> [Records for the task]
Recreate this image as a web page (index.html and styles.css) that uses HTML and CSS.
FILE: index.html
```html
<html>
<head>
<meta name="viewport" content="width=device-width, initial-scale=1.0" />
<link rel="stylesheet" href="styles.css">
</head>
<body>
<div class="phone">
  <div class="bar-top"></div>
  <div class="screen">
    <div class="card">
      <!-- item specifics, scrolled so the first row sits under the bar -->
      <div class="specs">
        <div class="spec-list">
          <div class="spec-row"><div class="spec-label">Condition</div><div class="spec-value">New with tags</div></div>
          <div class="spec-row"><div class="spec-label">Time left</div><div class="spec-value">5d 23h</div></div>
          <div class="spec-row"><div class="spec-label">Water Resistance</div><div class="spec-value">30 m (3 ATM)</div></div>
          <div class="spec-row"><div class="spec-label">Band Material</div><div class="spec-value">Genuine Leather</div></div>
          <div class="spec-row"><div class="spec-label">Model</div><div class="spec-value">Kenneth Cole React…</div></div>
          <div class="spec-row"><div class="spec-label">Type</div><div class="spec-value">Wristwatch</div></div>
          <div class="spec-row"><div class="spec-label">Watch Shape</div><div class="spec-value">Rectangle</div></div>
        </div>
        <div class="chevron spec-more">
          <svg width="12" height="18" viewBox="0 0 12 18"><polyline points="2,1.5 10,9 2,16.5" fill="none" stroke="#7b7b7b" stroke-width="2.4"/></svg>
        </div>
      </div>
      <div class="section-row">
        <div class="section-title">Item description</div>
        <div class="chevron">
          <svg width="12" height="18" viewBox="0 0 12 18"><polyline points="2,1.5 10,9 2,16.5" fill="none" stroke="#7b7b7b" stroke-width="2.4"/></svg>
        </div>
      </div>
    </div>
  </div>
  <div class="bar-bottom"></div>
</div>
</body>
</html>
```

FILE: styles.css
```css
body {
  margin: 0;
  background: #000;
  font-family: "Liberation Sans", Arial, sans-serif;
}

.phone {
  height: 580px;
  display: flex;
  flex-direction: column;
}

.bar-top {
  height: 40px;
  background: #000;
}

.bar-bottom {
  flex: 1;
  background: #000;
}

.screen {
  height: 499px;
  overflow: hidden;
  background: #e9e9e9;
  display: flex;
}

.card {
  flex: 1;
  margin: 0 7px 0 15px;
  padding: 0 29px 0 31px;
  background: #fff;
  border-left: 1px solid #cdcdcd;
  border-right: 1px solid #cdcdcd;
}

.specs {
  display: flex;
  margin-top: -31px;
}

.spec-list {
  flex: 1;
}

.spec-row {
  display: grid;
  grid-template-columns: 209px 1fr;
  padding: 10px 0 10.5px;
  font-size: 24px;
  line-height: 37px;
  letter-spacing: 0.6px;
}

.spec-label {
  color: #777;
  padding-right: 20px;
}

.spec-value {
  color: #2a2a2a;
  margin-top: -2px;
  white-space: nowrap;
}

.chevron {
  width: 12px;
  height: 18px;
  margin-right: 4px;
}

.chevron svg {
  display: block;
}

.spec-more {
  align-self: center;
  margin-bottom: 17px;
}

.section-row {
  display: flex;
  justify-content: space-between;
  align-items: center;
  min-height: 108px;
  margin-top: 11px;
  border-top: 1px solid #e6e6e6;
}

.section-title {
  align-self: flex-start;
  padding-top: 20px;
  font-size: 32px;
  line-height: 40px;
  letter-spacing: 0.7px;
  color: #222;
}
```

...

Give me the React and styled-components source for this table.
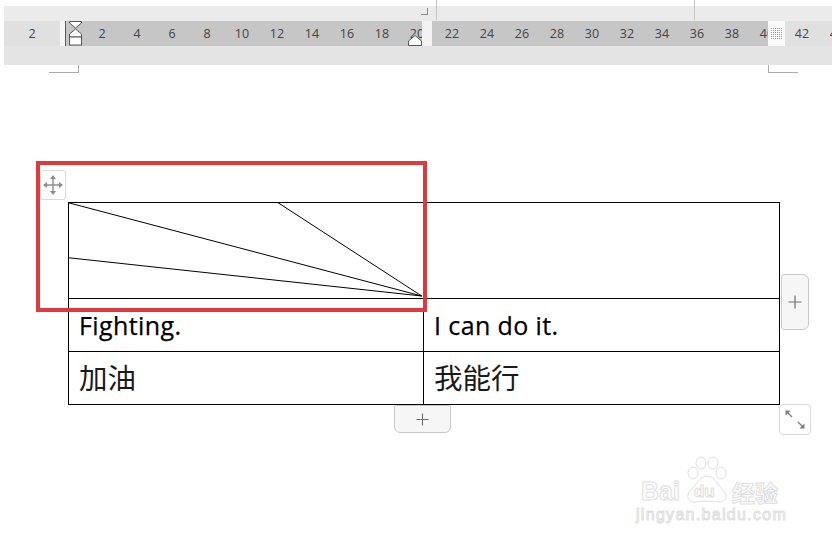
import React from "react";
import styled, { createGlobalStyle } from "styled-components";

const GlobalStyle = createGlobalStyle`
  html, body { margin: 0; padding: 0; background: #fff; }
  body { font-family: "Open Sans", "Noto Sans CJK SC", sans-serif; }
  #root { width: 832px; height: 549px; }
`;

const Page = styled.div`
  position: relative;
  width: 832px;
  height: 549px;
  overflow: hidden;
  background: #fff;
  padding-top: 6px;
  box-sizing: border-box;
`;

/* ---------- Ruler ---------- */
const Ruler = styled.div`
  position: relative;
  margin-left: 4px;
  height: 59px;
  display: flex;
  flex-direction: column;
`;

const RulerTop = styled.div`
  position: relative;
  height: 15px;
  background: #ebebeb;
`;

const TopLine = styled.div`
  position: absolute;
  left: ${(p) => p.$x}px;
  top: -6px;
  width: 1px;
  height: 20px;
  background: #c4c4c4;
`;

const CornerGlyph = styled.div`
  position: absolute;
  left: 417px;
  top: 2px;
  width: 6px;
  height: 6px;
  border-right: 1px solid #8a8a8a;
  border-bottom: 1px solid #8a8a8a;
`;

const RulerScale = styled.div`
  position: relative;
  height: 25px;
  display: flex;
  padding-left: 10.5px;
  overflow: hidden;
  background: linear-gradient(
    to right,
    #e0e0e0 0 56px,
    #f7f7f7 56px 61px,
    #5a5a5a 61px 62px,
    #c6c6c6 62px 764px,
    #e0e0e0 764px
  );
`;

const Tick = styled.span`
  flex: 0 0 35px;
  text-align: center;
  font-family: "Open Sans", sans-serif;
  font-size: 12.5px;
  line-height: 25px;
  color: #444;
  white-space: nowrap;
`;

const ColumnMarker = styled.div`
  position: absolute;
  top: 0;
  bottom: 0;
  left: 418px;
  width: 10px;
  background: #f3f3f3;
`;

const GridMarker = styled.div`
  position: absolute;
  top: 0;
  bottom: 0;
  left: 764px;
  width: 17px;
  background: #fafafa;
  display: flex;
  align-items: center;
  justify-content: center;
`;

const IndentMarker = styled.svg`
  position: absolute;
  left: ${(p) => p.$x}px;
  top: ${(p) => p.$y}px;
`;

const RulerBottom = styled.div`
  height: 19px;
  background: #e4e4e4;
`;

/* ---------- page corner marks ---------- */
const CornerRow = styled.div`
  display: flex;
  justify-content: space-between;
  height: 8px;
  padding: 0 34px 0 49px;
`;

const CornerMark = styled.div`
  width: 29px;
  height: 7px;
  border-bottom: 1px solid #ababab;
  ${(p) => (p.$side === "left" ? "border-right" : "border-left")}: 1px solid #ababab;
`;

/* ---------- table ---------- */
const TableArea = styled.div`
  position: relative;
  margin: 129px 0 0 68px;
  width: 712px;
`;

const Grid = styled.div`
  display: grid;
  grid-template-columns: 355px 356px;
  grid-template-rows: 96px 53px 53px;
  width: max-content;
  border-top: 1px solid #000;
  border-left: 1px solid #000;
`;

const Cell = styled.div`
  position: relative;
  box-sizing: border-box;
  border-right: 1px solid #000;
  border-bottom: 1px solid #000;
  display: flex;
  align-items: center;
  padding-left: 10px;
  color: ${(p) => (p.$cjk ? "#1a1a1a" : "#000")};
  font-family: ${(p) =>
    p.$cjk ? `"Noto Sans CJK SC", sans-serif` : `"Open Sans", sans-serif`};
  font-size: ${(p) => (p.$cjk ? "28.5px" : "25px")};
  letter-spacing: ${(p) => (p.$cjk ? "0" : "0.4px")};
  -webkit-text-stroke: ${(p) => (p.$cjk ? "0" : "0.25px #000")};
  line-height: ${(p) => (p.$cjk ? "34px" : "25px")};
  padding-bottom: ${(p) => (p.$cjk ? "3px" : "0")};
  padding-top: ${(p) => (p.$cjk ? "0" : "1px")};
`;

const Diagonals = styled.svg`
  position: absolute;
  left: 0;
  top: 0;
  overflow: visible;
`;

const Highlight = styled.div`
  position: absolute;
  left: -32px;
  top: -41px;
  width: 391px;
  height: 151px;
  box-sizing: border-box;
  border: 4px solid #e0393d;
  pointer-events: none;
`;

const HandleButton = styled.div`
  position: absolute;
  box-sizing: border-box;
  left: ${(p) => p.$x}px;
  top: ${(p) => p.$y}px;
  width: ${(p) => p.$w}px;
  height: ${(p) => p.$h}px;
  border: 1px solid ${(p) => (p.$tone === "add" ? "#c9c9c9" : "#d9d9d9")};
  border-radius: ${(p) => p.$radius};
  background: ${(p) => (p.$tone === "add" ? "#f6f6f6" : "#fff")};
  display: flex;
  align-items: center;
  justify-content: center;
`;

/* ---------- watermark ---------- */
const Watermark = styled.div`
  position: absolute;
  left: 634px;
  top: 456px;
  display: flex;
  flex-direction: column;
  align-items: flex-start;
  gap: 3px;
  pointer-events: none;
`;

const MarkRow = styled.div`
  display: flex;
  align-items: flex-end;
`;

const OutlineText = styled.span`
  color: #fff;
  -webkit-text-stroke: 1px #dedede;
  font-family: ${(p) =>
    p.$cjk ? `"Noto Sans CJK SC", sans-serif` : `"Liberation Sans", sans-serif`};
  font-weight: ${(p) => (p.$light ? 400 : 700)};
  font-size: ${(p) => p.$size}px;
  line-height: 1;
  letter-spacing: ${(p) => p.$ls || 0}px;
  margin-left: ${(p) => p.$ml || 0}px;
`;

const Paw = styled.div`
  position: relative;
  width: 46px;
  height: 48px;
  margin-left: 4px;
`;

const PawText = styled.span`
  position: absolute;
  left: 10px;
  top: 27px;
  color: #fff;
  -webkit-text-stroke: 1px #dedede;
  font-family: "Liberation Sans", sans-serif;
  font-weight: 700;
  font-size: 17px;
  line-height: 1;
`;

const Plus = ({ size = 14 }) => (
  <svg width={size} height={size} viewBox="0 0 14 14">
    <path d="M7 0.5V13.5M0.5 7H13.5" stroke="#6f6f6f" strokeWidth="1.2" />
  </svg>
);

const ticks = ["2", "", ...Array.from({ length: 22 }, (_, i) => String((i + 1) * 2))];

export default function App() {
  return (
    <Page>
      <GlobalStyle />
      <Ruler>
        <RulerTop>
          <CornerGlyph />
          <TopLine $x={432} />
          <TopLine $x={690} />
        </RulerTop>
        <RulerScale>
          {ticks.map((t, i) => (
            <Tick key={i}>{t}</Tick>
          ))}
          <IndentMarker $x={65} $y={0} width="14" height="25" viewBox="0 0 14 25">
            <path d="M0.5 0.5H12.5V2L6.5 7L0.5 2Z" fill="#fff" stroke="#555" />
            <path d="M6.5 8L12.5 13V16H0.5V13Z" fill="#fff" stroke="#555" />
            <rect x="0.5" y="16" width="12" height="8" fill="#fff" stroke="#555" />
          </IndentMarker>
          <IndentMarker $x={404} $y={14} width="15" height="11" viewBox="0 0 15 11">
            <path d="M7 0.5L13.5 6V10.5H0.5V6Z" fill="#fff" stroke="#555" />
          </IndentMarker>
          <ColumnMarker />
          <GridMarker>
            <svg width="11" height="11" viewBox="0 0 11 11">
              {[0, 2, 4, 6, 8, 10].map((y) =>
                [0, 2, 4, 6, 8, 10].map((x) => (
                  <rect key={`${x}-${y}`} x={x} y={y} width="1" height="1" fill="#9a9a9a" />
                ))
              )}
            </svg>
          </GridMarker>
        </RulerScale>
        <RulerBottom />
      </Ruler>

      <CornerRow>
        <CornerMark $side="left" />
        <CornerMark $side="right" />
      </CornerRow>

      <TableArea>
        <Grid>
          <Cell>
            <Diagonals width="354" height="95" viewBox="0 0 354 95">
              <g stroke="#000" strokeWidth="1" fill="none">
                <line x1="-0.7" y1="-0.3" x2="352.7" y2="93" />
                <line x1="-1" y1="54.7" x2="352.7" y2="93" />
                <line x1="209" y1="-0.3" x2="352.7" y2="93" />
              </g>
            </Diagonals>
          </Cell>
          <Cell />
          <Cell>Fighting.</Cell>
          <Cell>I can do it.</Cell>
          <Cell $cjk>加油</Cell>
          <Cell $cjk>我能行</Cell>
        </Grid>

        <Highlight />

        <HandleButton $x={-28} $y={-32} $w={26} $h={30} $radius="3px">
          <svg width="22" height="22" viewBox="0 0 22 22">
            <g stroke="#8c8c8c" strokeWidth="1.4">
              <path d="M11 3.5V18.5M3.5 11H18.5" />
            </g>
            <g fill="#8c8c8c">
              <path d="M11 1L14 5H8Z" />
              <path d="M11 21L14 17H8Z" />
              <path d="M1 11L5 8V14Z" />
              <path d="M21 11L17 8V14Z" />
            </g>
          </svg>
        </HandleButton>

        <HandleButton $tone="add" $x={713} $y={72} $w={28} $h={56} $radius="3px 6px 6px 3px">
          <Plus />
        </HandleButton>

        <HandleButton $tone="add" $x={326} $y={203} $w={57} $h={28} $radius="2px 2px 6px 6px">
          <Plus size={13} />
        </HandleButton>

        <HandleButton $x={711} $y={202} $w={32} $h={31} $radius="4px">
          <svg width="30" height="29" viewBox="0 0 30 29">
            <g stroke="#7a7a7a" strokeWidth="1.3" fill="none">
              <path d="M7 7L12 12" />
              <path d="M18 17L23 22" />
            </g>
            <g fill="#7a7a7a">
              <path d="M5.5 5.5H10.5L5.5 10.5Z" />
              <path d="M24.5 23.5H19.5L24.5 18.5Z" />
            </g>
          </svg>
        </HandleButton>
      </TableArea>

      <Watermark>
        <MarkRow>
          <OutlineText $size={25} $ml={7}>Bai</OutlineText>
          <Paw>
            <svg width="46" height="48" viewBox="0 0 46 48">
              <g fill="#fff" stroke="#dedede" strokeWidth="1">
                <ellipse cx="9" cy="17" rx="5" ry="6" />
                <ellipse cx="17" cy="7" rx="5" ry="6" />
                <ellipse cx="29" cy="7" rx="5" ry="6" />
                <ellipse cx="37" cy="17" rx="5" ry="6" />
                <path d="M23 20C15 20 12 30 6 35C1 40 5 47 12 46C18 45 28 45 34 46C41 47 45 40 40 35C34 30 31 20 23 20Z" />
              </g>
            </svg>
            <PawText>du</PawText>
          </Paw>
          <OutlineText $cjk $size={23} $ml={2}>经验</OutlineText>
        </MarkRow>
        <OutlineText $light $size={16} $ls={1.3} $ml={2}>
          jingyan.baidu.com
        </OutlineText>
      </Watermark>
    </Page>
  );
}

> [Work instructions] Collect, from the material above, every line containing the word "this".

> [Expected output]
Recreate this image as a web page (index.html and styles.css) that uses HTML and CSS.
Give me the React and styled-components source for this table.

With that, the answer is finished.